In a small condo building, let’s say 2 to 4 units, who manages the building after all the units are sold? Does a management company do it? Is it the original developer? Does the unit owners take on the responsibilities? What about in a larger building with 50 to 100 units? Does the developer still manage (and still profit?) the building, or is it turned over to a management company? Thanks for your comments.


Comments

  1. Ok..let me be clearer. PSF for basically billing, attending board meetings every 6-8 weeks, taking calls from owners 24/7 and preparing monthly financial documents.

    No law, accounting or charges for maint staff. Im talking about strickly admin/mgmt stuff. 53 cents psf. For 32 units thats 625 per unit per year.

    625 per unit or 53 cents PSF. Each unit has its own hvac and building has an elevator. These things dont affect a mgmt fee.

    There isnt an easy boilerplate way to do this other than keep comparing PSF values.

    Im starting to beleive that a good PSF charge is about 20 to 25 cents PSF

  2. Wouldn’t it make a difference on what the facilities are? Our building has an elevator and each unit has it’s own central AC – and supposed to be a somewhat “luxury” building – this would have some impact on the costs as well

  3. There are different types of management, such as full service or limited service. My 8-unit condo pays $500. a month for basically, billing, invoicing, and paperwork. We use one of the management company Supers (they have insurance, etc. through the management company) but we pay $350. per month for the Super (three days of trash and a weekly cleaning (sort of) of the common areas. The management company will recommend service and contractors, but we pay for the work. We’re not happy with the service we’re receiving, and we are definitely overcharged. We’re looking into self-managing. Any advice?
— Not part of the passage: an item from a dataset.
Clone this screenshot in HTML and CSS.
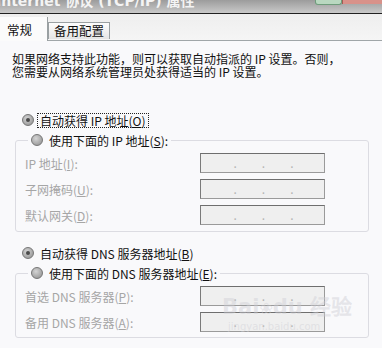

  4. We pay $237 a month. The building has 8 units…about 10,000 -12,0000 sf in total. A maintenance person comes twice a week. This was average for a small building with no amenities.

  5. The per foot calculation is interesting but you have to factor in economy of scale. I think I might develop the same report for a 10 unit building as I would for a 100 unit building. This takes the same amount of time. Getting 3 bids to repair the roof of a 4 unit building takes as much time as it does to repair the roof of a 50 unit building…and so on. Try comparing on a per unit basis since each unit represents, typically, at least one finacial transaction per month.

  6. 7-10k a year is a pretty wide difference. If the average 5 story brownstone is 5000-7000 square feet in size your paying almost a dollar per square foot.

    On West 13th street in manhattan, a 250,000 square foot luxe building pays about 17 cents PSF. My uilding at 37500psf pays 53 cents.

    A company that gave me an estimate turned out to cost about 31 cents psf. The problem with the industry is that all companies use different standards.

    Im trying to figure out some standard to measure value by.

  7. It would depend on the size of your building. Call around to management companies and ask them for a number. When my building was researching using a management company a few years ago, I think they were going to charge us between 7-10 grand a year. This is for a 5 story brownstone. We elected to self manage and put our money into improvements.